[GRASS-user] r.series and Fourier
Daniel Victoria
daniel.victoria at gmail.com
Fri Jun 13 08:57:52 EDT 2008
By the looks of it, a separate module would be more reasonable since
it would not add a new dependency, as not everyone needs this type of
analysis.
Also, it would not mess with the established r.series...
Daniel
On Fri, Jun 13, 2008 at 9:40 AM, Paulo Marcondes
<paulomarcondes at gmail.com> wrote:
> This should have gone to the list...
>
> 2008/6/12 Glynn Clements <glynn at gclements.plus.com>:
>>
>> Daniel Victoria wrote:
>>
>>
>> An FFT would produce a series (or two series - real/imag or arg/abs)
>> of outputs.
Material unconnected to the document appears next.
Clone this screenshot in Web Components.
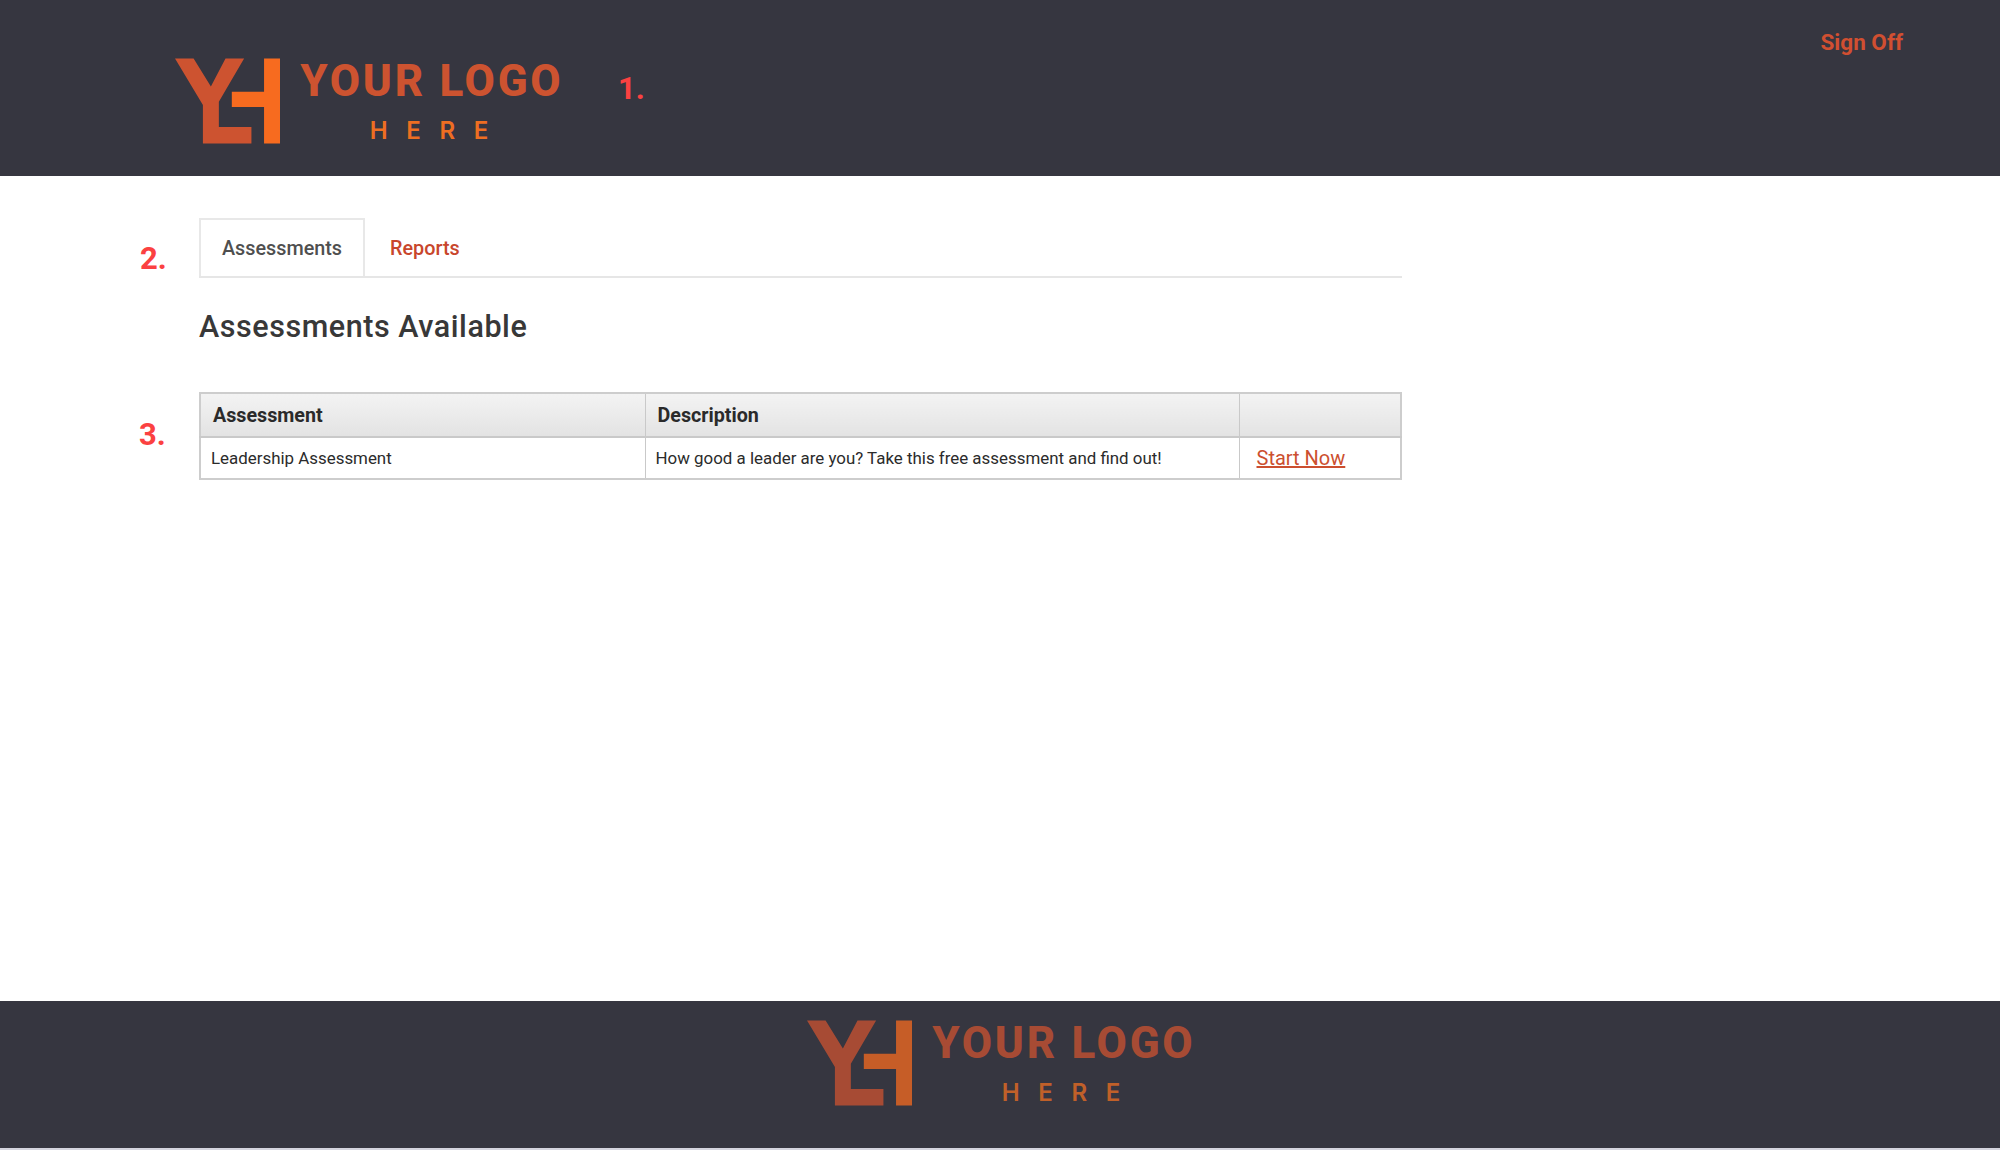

If you just want a single frequency component, you would
>> need to pass the frequency (or period) as an argument, and r.series
>> doesn't support that yet.
>>
>> A secondary issue is that GRASS' FFT function is optional, and is only
>> available if built with the --with-fftw option.
>>
>> So, it's mostly a question of whether to add Fourier support to the
>> existing r.series module, or to add a separate r.series.fft module
>> (which could be based upon r.series).
>>
>> For a separate module, most of the effort required is in
>> specification; if it's known exactly how the module is meant to
>> behave, implementation would be around an hour's work.
>
> I see Glynn's points as quite reasonable.
> Besides doing fourier over a time series of maps, I think r.series.fft
> or r.fourier would have to do spectral decomposition: generate several
> maps, one for each specified frequency range. maybe inputing max and
> min freq + step size or simply number of spectral slices to take.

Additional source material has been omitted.